After lunch time, online traffic would rise and see a decrease once again from 4:00pm to 6:00pm. Although there was a drop in online traffic for both regions, there was a larger drop in East Malaysia as much as 28% while the Peninsular only experienced a 16% drop. With more mobile online shoppers in the Peninsular, this data suggests that West Malaysians are more likely to continue to shop via mobile as they commute home as compared to Malaysians in Sabah and Sarawak.
Ramadan, Chinese New Year and 12/12 Sale Were Among the Most Popular Online Shopping Periods
With various cultural and religious celebrations across the year, it is conventional to see various businesses conducting promotions activities in conjunction with selected occasions. Popular festivals or holidays which attracted many online shoppers were Ramadan, Chinese New Year and Boxing Day (two days after Christmas).
For Ramadan, there was significantly higher increase in online traffic for the Peninsular with an increase of 23% as compared to East Malaysia with a 14% increase. Online traffic reached its peak on 19 June, just five days before the major Hari Raya celebrations.
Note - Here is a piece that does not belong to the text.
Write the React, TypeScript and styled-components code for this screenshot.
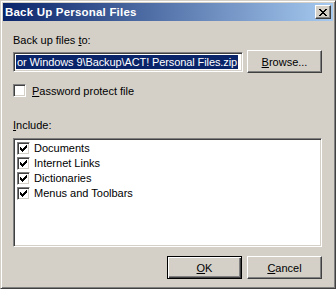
import React from "react";
import styled, { createGlobalStyle } from "styled-components";

const Global = createGlobalStyle`
  html, body { margin: 0; padding: 0; background: #d4d0c8; }
  * { box-sizing: border-box; }
`;

const Window = styled.div`
  width: 336px;
  height: 289px;
  background: #d4d0c8;
  border: 1px solid;
  border-color: #d4d0c8 #404040 #404040 #d4d0c8;
  box-shadow: inset 1px 1px #ffffff, inset -1px -1px #808080;
  padding: 2px;
  display: flex;
  flex-direction: column;
  font-family: "Liberation Sans", Arial, sans-serif;
  font-size: 11px;
  color: #000;
`;

const TitleBar = styled.div`
  height: 18px;
  flex: none;
  display: flex;
  align-items: center;
  justify-content: space-between;
  padding: 0 2px 0 2px;
  background: linear-gradient(to right, #0a246a, #a6caf0);
`;

const TitleText = styled.span`
  color: #fff;
  font-weight: bold;
  font-size: 11.5px;
  line-height: 14px;
  letter-spacing: 0.2px;
`;

const CloseBox = styled.div`
  width: 16px;
  height: 14px;
  background: #d4d0c8;
  border: 1px solid;
  border-color: #ffffff #404040 #404040 #ffffff;
  box-shadow: inset -1px -1px #808080;
  display: flex;
  align-items: center;
  justify-content: center;
`;

const Body = styled.div`
  flex: 1;
  display: flex;
  flex-direction: column;
  padding: 0 8px 0 10px;
`;

const Label = styled.div<{ $top: number }>`
  margin-top: ${(p) => p.$top}px;
  height: 13px;
  line-height: 13px;
  white-space: nowrap;
`;

const Row = styled.div`
  margin-top: 3px;
  display: flex;
  align-items: center;
  gap: 4px;
`;

const Field = styled.div`
  width: 230px;
  height: 20px;
  background: #fff;
  border: 1px solid;
  border-color: #808080 #ffffff #ffffff #808080;
  box-shadow: inset 1px 1px #404040, inset -1px -1px #d4d0c8;
  padding: 2px 0 0 2px;
  overflow: hidden;
  white-space: nowrap;
`;

const Selected = styled.span`
  display: inline-block;
  background: #0a246a;
  color: #fff;
  line-height: 14px;
  height: 14px;
  padding: 0 1px 0 1px;
  letter-spacing: -0.1px;
`;

const Button = styled.div<{ $default?: boolean }>`
  width: 75px;
  height: 23px;
  flex: none;
  display: flex;
  align-items: center;
  justify-content: center;
  background: #d4d0c8;
  border: 1px solid;
  border-color: ${(p) =>
    p.$default ? "#000" : "#ffffff #404040 #404040 #ffffff"};
  box-shadow: ${(p) =>
    p.$default
      ? "inset 1px 1px #ffffff, inset -1px -1px #404040, inset -2px -2px #808080"
      : "inset -1px -1px #808080"};
  white-space: nowrap;
  padding-top: 1px;
`;

const CheckRow = styled.div`
  margin-top: 11px;
  height: 13px;
  display: flex;
  align-items: center;
  gap: 6px;
`;

const Box = styled.div`
  width: 13px;
  height: 13px;
  flex: none;
  background: #fff;
  border: 1px solid;
  border-color: #808080 #ffffff #ffffff #808080;
  box-shadow: inset 1px 1px #404040, inset -1px -1px #d4d0c8;
  display: flex;
  align-items: center;
  justify-content: center;
`;

const ListBox = styled.div`
  margin-top: 6px;
  height: 109px;
  width: 309px;
  background: #fff;
  border: 1px solid;
  border-color: #808080 #ffffff #ffffff #808080;
  box-shadow: inset 1px 1px #404040, inset -1px -1px #d4d0c8;
  padding: 2px 2px 2px 3px;
  display: flex;
  flex-direction: column;
`;

const ListItem = styled.div`
  height: 15px;
  display: flex;
  align-items: center;
  gap: 4px;
  white-space: nowrap;
  line-height: 13px;
`;

const ButtonRow = styled.div`
  margin-top: 9px;
  display: flex;
  justify-content: flex-end;
  gap: 5px;
  width: 309px;
`;

const Check = () => (
  <svg width="7" height="7" viewBox="0 0 7 7" shapeRendering="crispEdges">
    <path
      d="M6 0h1v3h-1zM5 1h1v3h-1zM4 2h1v3h-1zM0 2h1v3h-1zM1 3h1v3h-1zM2 4h1v3h-1zM3 3h1v3h-1z"
      fill="#000"
    />
  </svg>
);

const CloseGlyph = () => (
  <svg width="8" height="7" viewBox="0 0 8 7" shapeRendering="crispEdges">
    <path
      d="M0 0h2v1h-2zM6 0h2v1h-2zM1 1h2v1h-2zM5 1h2v1h-2zM2 2h4v1h-4zM3 3h2v1h-2zM2 4h4v1h-4zM1 5h2v1h-2zM5 5h2v1h-2zM0 6h2v1h-2zM6 6h2v1h-2z"
      fill="#000"
    />
  </svg>
);

const items = ["Documents", "Internet Links", "Dictionaries", "Menus and Toolbars"];

export default function App() {
  return (
    <>
      <Global />
      <Window>
        <TitleBar>
          <TitleText>Back Up Personal Files</TitleText>
          <CloseBox>
            <CloseGlyph />
          </CloseBox>
        </TitleBar>
        <Body>
          <Label $top={13}>
            Back up files <u>t</u>o:
          </Label>
          <Row>
            <Field>
              <Selected>or Windows 9\Backup\ACT! Personal Files.zip</Selected>
            </Field>
            <Button>
              <u>B</u>rowse...
            </Button>
          </Row>
          <CheckRow>
            <Box />
            <span>
              <u>P</u>assword protect file
            </span>
          </CheckRow>
          <Label $top={22}>
            <u>I</u>nclude:
          </Label>
          <ListBox>
            {items.map((t) => (
              <ListItem key={t}>
                <Box>
                  <Check />
                </Box>
                <span>{t}</span>
              </ListItem>
            ))}
          </ListBox>
          <ButtonRow>
            <Button $default>
              <u>O</u>K
            </Button>
            <Button>
              <u>C</u>ancel
            </Button>
          </ButtonRow>
        </Body>
      </Window>
    </>
  );
}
Interestingly, this period saw a rise with online traffic particularly at 4:00am onwards while they have their pre-fasting meals also known as ‘sahur’. This was unique as online traffic would return to usual after the end of the Ramadan period.
Particularly, there a larger increase of online shoppers in East Malaysia during the Chinese New Year period. Reaching its peak traffic just 5 days before Chinese New Year, there was a 27% increase in online traffic in the East as compared to 19% in the Peninsular. This was probably influenced by a large group of ethnic Chinese Malaysians in Sarawak, which comprised more than 26% of the population of Sarawak, a prominent state in East Malaysia.
Unexpectedly, there was higher increase of online traffic in Peninsular Malaysia than East Malaysia during Christmas. This was interesting statistics showed that there were a larger number of Christians in East Malaysia as compared to the Peninsular. Online traffic reached its peak two days after Christmas on Boxing Day (27 December 2016) and there was a 21% increase in the Peninsular and just a mere 6% increase in East Malaysia. This data suggests that most East Malaysians prefers to celebrate the special occasion offline while West Malaysians continued to shop.
The rise of interest in e-commerce has also made ‘digital sale’ periods such as the 12/12 sale a popular event to both East & West Malaysians. In fact, the 12/12 sale garnered the highest increase in online traffic when compared to other festive and sale periods, making it the most popular period when compared to others. However, the 11/11 sale was only popular in the West and did not garner much attention in the East.
East Prefers Desktop or Tablet, Peninsular Shop On The Go and Online Shopping Most Popular Amongst Young Female Adults
Malaysians in the Peninsular are 10% more likely shop online using a smartphone while East Malaysians are 10% more likely to use a desktop or tablet. Telecommunications infrastructure is far more advanced in in the Peninsular as compared to the East. As such, East Malaysians prefers to shop online using desktops and tablets as fixed line internet connections as compared to broadband.
Considering the demographics of online shoppers, there were more female online shoppers in both regions as compared to males. Similarly, online shopping was most popular among Generation X and Millennials between the ages of 25-34 and 18-24.